Quote the listing below in full and exactly as written, but omit every picture.
[DATA PROVIDED start]
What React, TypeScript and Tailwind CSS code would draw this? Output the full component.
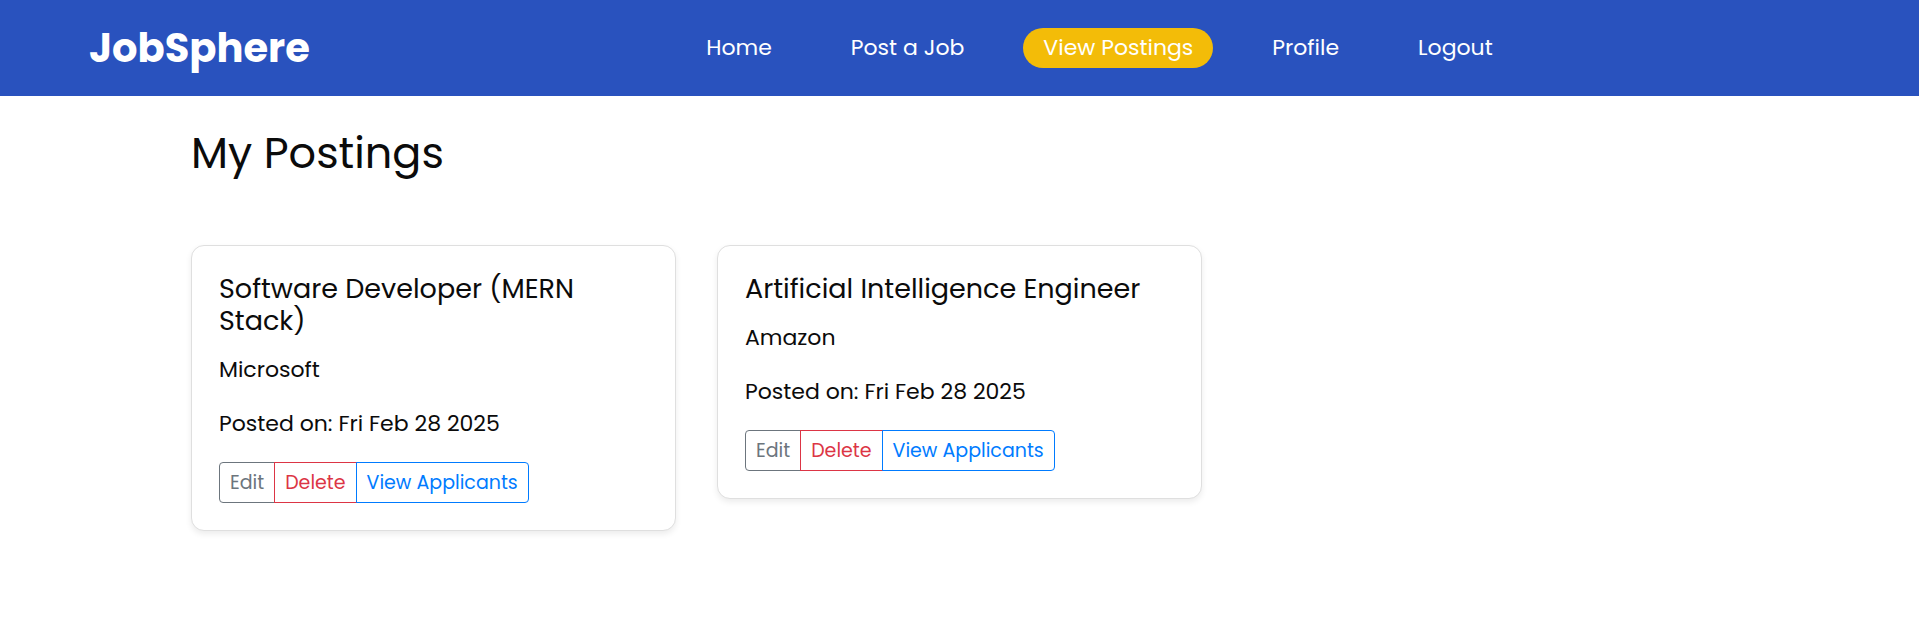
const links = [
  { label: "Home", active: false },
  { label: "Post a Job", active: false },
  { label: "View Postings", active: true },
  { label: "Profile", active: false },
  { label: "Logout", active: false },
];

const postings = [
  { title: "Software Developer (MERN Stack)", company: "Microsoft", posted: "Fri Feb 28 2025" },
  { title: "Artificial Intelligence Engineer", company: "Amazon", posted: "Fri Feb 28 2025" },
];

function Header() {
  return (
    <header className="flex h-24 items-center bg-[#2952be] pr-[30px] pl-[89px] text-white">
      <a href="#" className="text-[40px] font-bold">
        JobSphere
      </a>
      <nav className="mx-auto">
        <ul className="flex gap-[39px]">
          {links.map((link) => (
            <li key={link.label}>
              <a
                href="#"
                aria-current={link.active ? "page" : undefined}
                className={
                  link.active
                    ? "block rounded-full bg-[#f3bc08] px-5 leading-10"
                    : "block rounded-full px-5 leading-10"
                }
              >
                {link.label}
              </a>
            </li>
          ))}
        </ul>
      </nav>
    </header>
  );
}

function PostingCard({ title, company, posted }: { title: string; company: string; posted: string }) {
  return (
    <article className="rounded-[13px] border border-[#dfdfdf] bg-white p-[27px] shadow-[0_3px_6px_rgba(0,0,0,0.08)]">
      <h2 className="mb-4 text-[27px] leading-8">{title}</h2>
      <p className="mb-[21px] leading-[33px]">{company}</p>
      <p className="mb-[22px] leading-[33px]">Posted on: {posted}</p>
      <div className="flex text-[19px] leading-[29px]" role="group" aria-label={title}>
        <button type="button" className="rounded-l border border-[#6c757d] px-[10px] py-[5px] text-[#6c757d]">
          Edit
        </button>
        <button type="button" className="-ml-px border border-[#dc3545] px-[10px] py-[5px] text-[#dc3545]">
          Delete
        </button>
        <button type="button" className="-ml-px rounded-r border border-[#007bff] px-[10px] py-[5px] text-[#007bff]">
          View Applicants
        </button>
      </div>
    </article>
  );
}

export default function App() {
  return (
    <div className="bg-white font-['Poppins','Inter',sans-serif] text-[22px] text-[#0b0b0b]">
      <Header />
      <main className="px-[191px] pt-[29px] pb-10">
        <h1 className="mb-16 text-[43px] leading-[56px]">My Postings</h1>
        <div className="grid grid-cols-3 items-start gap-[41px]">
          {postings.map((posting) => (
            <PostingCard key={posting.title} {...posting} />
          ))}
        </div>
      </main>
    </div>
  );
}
[DATA PROVIDED end]
(TASK ANSWER):
What React, TypeScript and Tailwind CSS code would draw this? Output the full component.
const links = [
  { label: "Home", active: false },
  { label: "Post a Job", active: false },
  { label: "View Postings", active: true },
  { label: "Profile", active: false },
  { label: "Logout", active: false },
];

const postings = [
  { title: "Software Developer (MERN Stack)", company: "Microsoft", posted: "Fri Feb 28 2025" },
  { title: "Artificial Intelligence Engineer", company: "Amazon", posted: "Fri Feb 28 2025" },
];

function Header() {
  return (
    <header className="flex h-24 items-center bg-[#2952be] pr-[30px] pl-[89px] text-white">
      <a href="#" className="text-[40px] font-bold">
        JobSphere
      </a>
      <nav className="mx-auto">
        <ul className="flex gap-[39px]">
          {links.map((link) => (
            <li key={link.label}>
              <a
                href="#"
                aria-current={link.active ? "page" : undefined}
                className={
                  link.active
                    ? "block rounded-full bg-[#f3bc08] px-5 leading-10"
                    : "block rounded-full px-5 leading-10"
                }
              >
                {link.label}
              </a>
            </li>
          ))}
        </ul>
      </nav>
    </header>
  );
}

function PostingCard({ title, company, posted }: { title: string; company: string; posted: string }) {
  return (
    <article className="rounded-[13px] border border-[#dfdfdf] bg-white p-[27px] shadow-[0_3px_6px_rgba(0,0,0,0.08)]">
      <h2 className="mb-4 text-[27px] leading-8">{title}</h2>
      <p className="mb-[21px] leading-[33px]">{company}</p>
      <p className="mb-[22px] leading-[33px]">Posted on: {posted}</p>
      <div className="flex text-[19px] leading-[29px]" role="group" aria-label={title}>
        <button type="button" className="rounded-l border border-[#6c757d] px-[10px] py-[5px] text-[#6c757d]">
          Edit
        </button>
        <button type="button" className="-ml-px border border-[#dc3545] px-[10px] py-[5px] text-[#dc3545]">
          Delete
        </button>
        <button type="button" className="-ml-px rounded-r border border-[#007bff] px-[10px] py-[5px] text-[#007bff]">
          View Applicants
        </button>
      </div>
    </article>
  );
}

export default function App() {
  return (
    <div className="bg-white font-['Poppins','Inter',sans-serif] text-[22px] text-[#0b0b0b]">
      <Header />
      <main className="px-[191px] pt-[29px] pb-10">
        <h1 className="mb-16 text-[43px] leading-[56px]">My Postings</h1>
        <div className="grid grid-cols-3 items-start gap-[41px]">
          {postings.map((posting) => (
            <PostingCard key={posting.title} {...posting} />
          ))}
        </div>
      </main>
    </div>
  );
}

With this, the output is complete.